1.3 Beyond visible light
During the twentieth century, astronomers extended their capabilities by developing telescopes and detectors that were sensitive to radio waves, microwaves, infrared and ultraviolet radiation, X-rays and gamma rays. All these forms of electromagnetic radiation, along with visible light, are emitted by the Sun.
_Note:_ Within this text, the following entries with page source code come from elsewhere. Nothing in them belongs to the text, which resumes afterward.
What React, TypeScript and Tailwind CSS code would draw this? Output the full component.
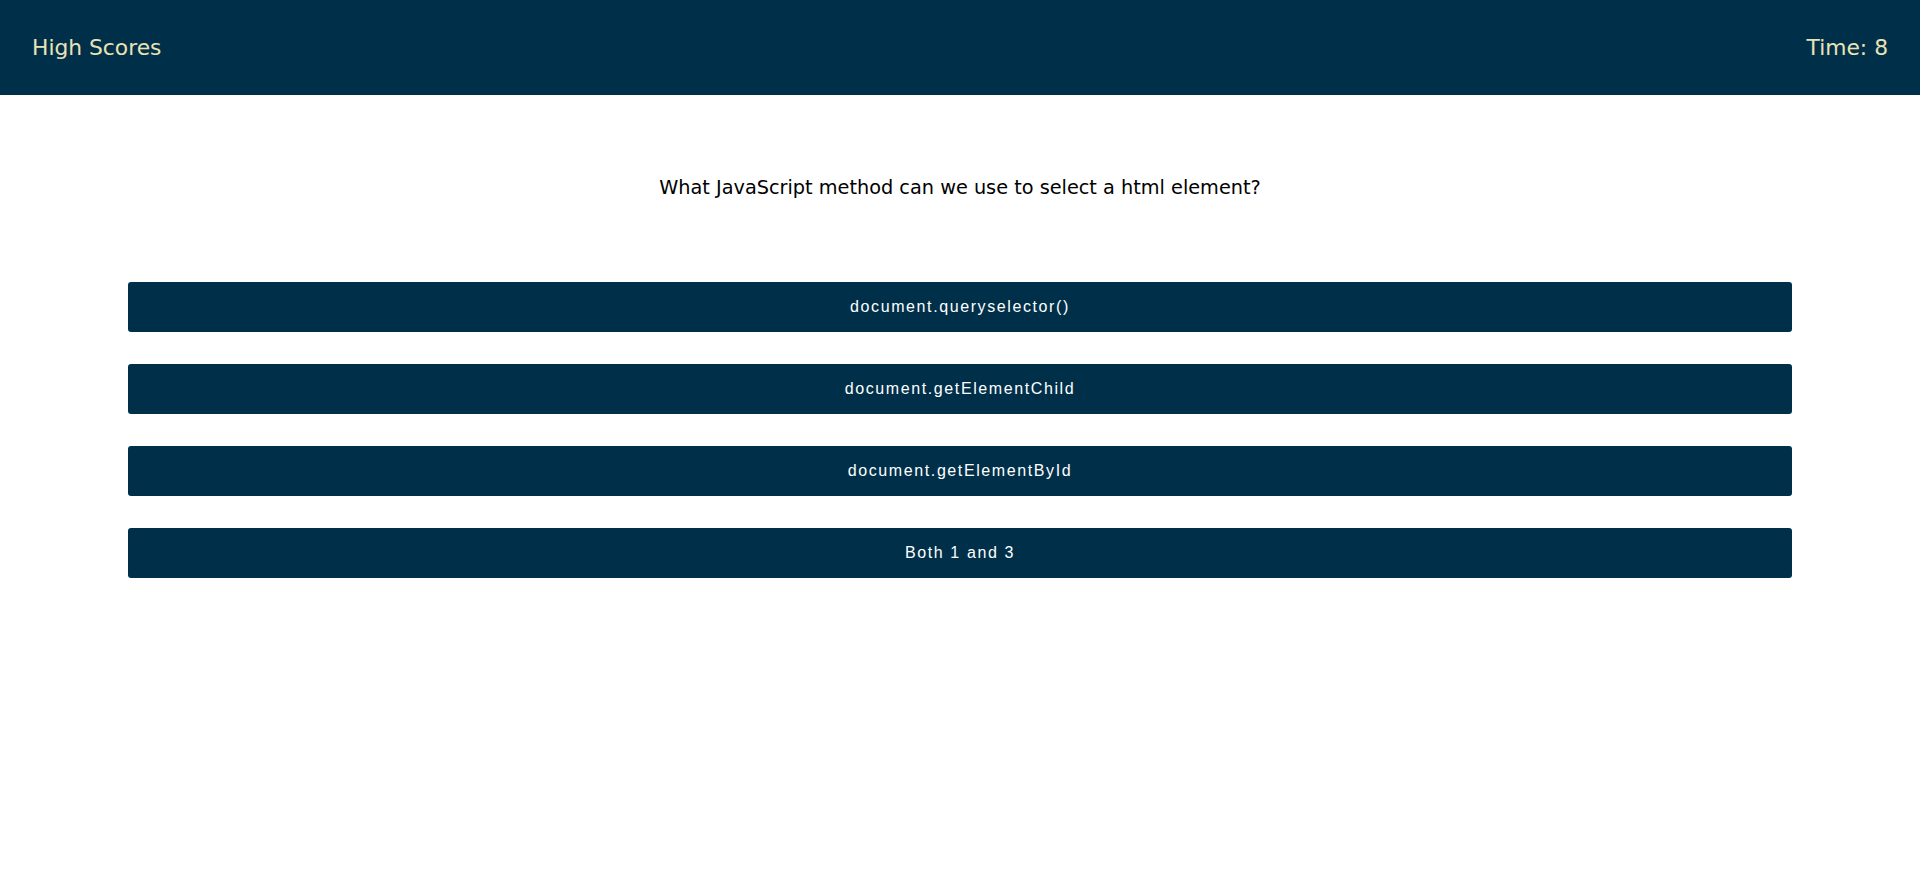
export default function App() {
    const answers = [
        "document.queryselector()",
        "document.getElementChild",
        "document.getElementById",
        "Both 1 and 3",
    ]

    const answerStyle = "w-full h-[50px] flex justify-center items-center bg-[#003049] text-white rounded-[3px] text-[16px] tracking-[1.6px] font-['Liberation_Sans',Arial,sans-serif] cursor-pointer"

    return (
        <div className="w-full min-h-[880px] bg-white font-['DejaVu_Sans',sans-serif]">

            <header className="h-[95px] bg-[#003049] flex justify-between items-center px-[32px] pt-[2px] text-[#eae2b7] text-[21.8px]">
                <a className="cursor-pointer">High Scores</a>
                <span>Time: 8</span>
            </header>

            <main className="flex flex-col items-center">
                <p className="mt-[79px] text-[19.3px] text-black">What JavaScript method can we use to select a html element?</p>

                <div className="w-full px-[128px] mt-[79px] flex flex-col gap-[32px]">
                    {answers.map(answer => (
                        <button key={answer} className={answerStyle}>{answer}</button>
                    ))}
                </div>
            </main>

        </div>
    )
}
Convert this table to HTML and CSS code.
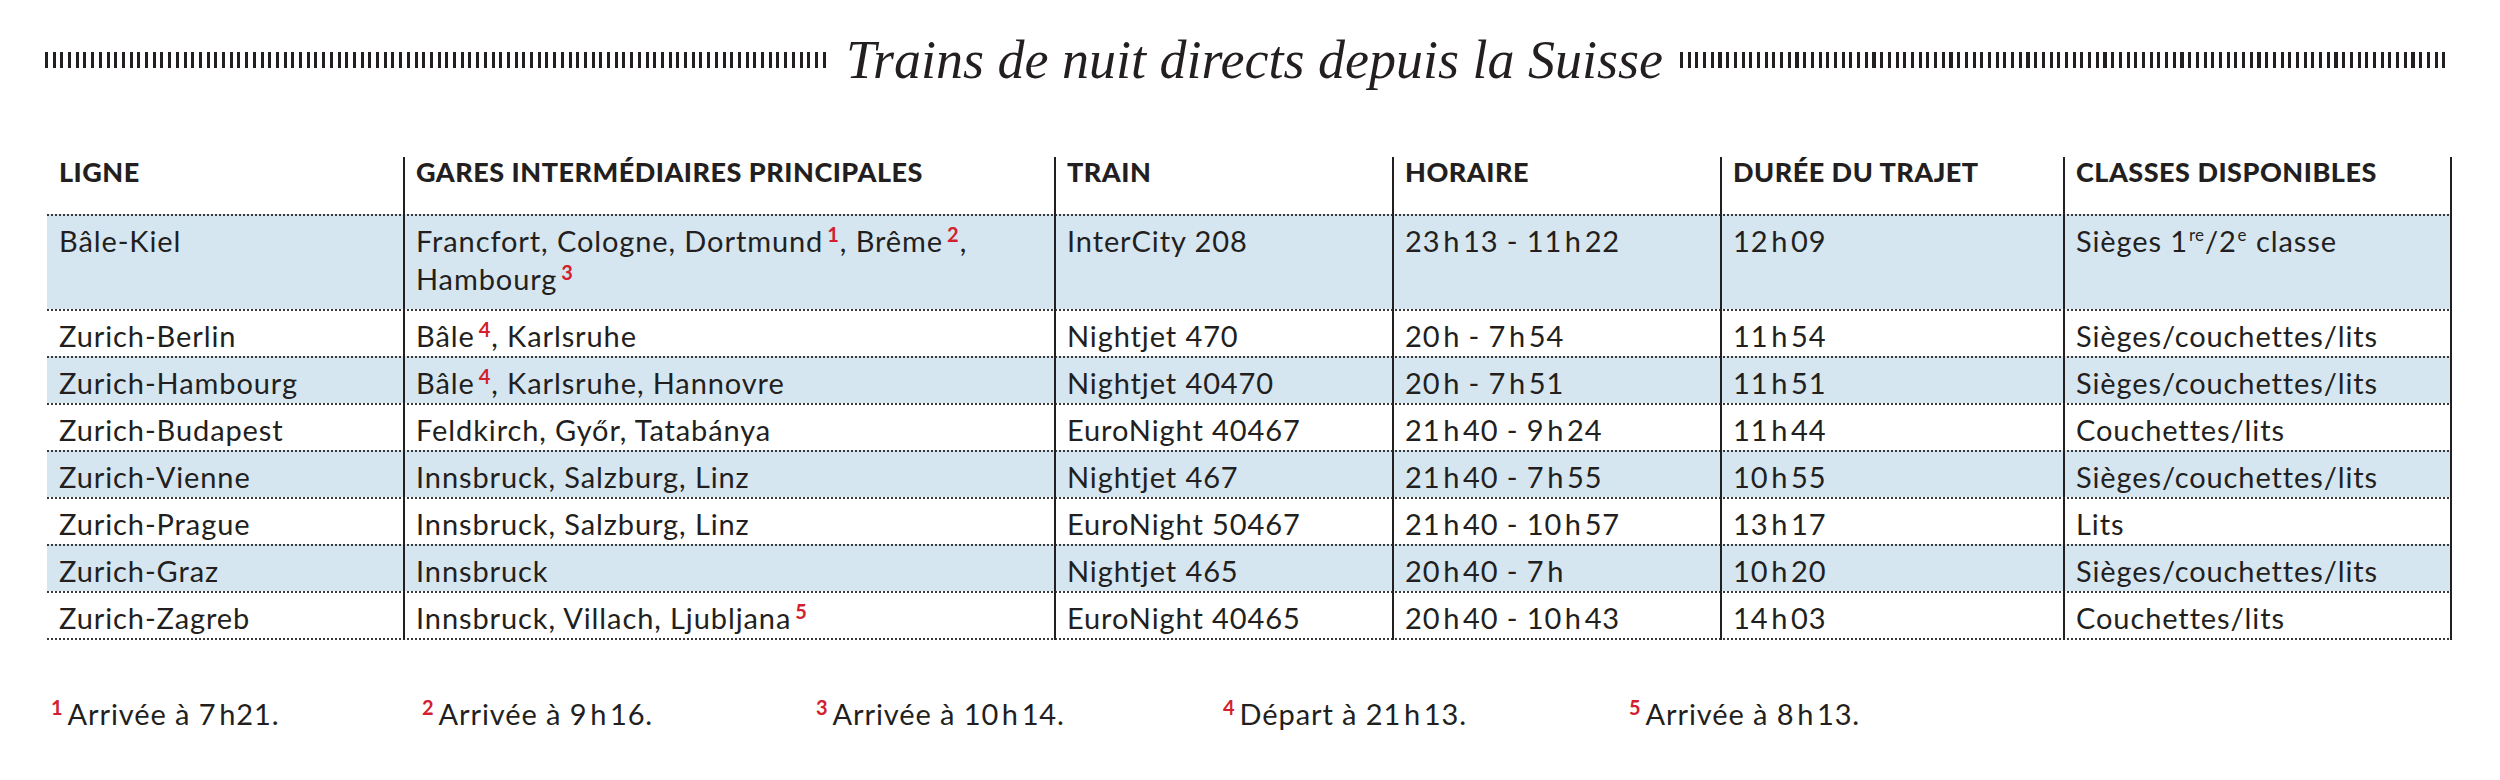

This is a good place to examine the electromagnetic spectrum in more detail and to review some of its features. Figure 6 shows the wavelength values in metres but only some of the marks are labelled. The marks go up in 'times ten' steps so, to the right of the 1 metre mark, the first (unlabelled) mark indicates a wavelength of 10 metres (10 m), the next 100 m and the third 1000 m. Going to the left of the 1 metre mark, the next mark is 0.1 m, then 0.01 m (which is 1 centimetre or 1 cm for short), 0.001 m (1 millimetre or 1 mm), and so on. Going further to the left involves putting more and more zeroes after the decimal point, so the wavelengths are sometimes measured in micrometres - millionths of a metre. One micrometre is 0.000 001 metres.
What is the definition of the wavelength of an electromagnetic wave?
It is the distance between successive peaks of the wave.
Roughly, what is the wavelength of visible light?
It is about 0.000 001 metres (actually, 0.000 000 4 to 0.000 000 7 metres).
What type of electromagnetic radiation has the longest wavelength? What, approximately, is its wavelength range?
Radio waves are the longest: in Figure 6, the shortest radio waves lie about one step to the left of the 1 m mark, which denotes a wavelength of 0.1 m. The band representing radio waves extends to the far right of the chart. The furthest mark on the right represents a wavelength of 1000 m (three steps to the right of the 1 m mark), so the figure shows that radio waves can have wavelengths of over 1 kilometre. (Such wavelengths are typical of radio stations still broadcasting in the 'long wave' band.)